— START —

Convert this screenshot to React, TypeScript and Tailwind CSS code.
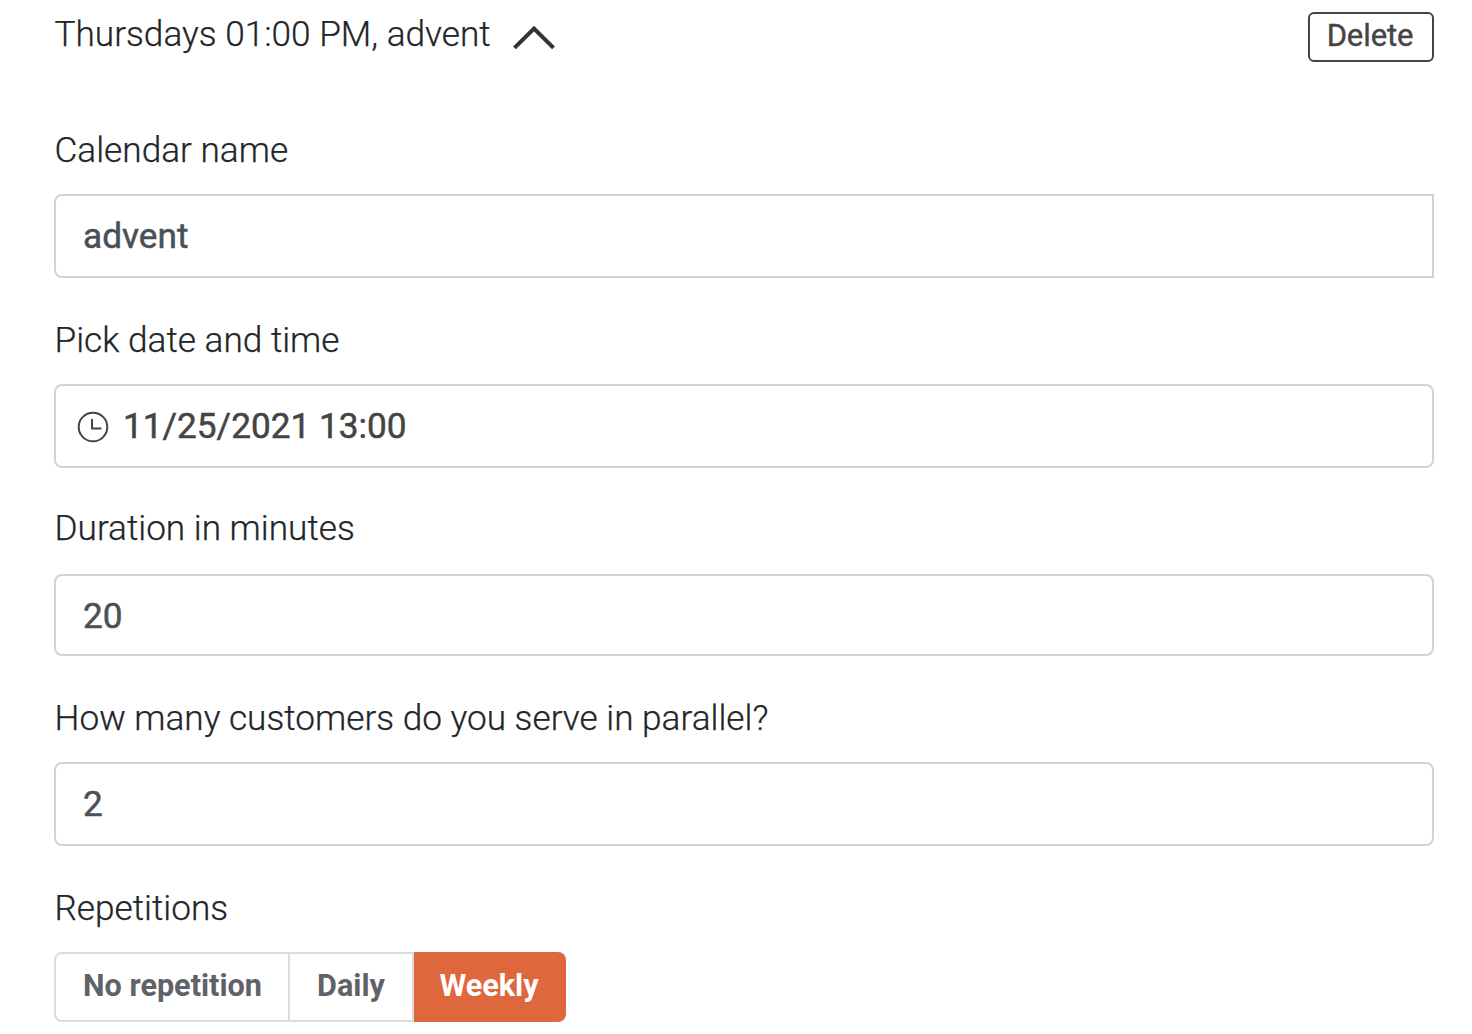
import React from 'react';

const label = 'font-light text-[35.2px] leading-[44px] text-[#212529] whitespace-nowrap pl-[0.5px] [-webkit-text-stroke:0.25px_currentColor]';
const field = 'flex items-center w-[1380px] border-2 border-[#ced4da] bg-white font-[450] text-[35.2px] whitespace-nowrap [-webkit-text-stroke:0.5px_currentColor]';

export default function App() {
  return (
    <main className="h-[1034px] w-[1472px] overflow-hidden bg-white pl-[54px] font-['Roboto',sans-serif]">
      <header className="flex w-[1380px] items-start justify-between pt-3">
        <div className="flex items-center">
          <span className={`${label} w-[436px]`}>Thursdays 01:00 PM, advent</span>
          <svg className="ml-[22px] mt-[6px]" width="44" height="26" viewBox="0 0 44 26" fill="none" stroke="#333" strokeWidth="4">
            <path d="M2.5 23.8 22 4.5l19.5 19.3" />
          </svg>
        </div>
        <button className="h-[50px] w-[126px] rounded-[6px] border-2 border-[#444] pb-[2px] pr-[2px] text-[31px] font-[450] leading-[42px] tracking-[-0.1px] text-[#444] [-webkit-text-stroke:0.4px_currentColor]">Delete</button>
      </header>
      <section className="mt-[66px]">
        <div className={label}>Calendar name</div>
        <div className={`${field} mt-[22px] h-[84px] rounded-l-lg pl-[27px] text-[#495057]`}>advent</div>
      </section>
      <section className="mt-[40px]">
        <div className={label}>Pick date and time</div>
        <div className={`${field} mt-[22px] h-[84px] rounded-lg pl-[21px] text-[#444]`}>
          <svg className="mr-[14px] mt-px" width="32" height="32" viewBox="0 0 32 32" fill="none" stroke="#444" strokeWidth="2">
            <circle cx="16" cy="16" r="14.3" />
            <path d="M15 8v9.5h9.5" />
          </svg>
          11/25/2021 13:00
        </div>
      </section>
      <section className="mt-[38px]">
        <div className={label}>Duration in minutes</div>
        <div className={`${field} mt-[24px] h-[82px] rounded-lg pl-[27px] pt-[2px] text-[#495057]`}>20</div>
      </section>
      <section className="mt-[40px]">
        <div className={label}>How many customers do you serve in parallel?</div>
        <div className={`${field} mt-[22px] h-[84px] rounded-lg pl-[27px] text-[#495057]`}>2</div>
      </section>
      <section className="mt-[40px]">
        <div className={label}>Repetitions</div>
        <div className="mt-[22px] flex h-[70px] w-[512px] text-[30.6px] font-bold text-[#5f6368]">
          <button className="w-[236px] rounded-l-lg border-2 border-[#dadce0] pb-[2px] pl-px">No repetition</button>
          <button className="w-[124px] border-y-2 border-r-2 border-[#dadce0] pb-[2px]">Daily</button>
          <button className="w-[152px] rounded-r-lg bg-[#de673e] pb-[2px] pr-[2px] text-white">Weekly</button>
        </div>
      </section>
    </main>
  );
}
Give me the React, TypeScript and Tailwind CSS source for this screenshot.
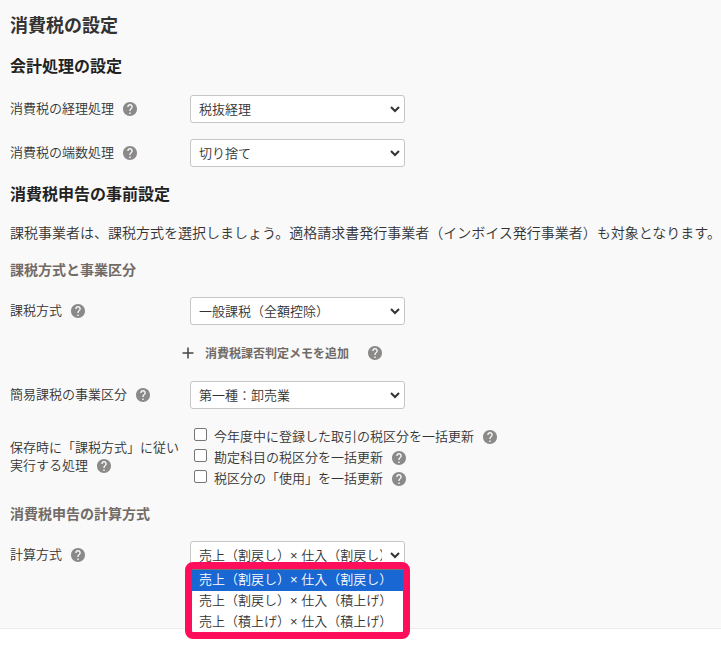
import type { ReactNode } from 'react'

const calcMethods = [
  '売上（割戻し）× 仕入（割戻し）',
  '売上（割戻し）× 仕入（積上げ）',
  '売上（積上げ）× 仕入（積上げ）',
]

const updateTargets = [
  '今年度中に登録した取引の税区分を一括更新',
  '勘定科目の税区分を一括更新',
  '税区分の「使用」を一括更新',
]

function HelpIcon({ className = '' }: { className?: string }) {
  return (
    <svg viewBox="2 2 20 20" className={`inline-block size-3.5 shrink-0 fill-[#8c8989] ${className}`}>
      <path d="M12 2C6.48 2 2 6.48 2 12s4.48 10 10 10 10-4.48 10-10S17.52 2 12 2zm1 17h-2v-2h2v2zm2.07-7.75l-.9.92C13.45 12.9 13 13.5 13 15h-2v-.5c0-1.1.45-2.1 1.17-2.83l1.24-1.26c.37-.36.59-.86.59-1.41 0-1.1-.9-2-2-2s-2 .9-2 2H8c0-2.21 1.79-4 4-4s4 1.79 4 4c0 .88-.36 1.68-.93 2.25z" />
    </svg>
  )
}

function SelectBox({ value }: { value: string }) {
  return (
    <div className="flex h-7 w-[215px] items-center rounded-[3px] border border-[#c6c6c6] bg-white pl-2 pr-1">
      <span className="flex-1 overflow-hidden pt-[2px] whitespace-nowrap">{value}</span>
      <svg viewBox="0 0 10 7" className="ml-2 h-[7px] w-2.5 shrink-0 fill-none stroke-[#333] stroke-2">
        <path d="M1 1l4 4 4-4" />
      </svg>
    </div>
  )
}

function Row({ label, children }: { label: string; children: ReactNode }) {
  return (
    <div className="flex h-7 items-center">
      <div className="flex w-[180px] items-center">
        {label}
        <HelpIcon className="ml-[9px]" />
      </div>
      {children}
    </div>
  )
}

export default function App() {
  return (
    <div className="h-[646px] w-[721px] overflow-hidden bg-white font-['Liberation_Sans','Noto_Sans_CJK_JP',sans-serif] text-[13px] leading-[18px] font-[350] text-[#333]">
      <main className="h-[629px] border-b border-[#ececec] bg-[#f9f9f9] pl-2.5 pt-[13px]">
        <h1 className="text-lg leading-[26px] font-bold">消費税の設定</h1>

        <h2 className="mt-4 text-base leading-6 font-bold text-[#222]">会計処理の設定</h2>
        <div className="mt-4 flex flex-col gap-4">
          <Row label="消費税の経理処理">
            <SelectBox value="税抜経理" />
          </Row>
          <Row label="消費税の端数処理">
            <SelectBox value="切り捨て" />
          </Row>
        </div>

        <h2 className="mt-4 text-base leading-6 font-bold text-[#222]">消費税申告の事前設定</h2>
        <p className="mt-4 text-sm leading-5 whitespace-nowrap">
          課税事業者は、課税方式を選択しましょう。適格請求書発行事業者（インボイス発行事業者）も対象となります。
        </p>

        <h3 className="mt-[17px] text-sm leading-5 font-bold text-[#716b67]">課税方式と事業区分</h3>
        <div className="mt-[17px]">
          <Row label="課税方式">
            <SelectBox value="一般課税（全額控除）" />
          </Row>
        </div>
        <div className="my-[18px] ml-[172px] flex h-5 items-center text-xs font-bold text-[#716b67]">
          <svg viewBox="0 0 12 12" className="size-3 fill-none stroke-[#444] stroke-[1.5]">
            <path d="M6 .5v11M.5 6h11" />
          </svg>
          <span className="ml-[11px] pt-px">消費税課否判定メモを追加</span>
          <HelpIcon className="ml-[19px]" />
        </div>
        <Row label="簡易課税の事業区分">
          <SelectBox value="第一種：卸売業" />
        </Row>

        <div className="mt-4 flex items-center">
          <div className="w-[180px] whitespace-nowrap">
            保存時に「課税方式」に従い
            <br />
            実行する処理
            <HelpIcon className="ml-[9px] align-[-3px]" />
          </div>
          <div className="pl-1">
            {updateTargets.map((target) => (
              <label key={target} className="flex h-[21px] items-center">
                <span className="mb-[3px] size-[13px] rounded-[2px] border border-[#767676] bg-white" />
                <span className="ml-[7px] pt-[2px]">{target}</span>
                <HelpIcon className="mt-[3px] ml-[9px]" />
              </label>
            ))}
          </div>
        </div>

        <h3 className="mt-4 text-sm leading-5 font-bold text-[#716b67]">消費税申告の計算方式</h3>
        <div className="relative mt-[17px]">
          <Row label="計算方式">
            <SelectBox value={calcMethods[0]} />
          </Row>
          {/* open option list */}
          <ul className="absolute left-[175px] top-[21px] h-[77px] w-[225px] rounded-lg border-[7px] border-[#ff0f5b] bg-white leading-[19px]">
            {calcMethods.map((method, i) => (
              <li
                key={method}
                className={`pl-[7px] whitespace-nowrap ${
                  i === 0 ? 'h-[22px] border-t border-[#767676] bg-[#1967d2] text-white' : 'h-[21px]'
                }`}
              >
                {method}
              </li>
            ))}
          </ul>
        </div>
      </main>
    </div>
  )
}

— END —

§ EXERCISE AIM:
Return only the lines running from the top of the data to the line that holds "import React from 'react';". Include both of those lines, but skip the pictures.

§ OUTPUT:
Convert this screenshot to React, TypeScript and Tailwind CSS code.
import React from 'react';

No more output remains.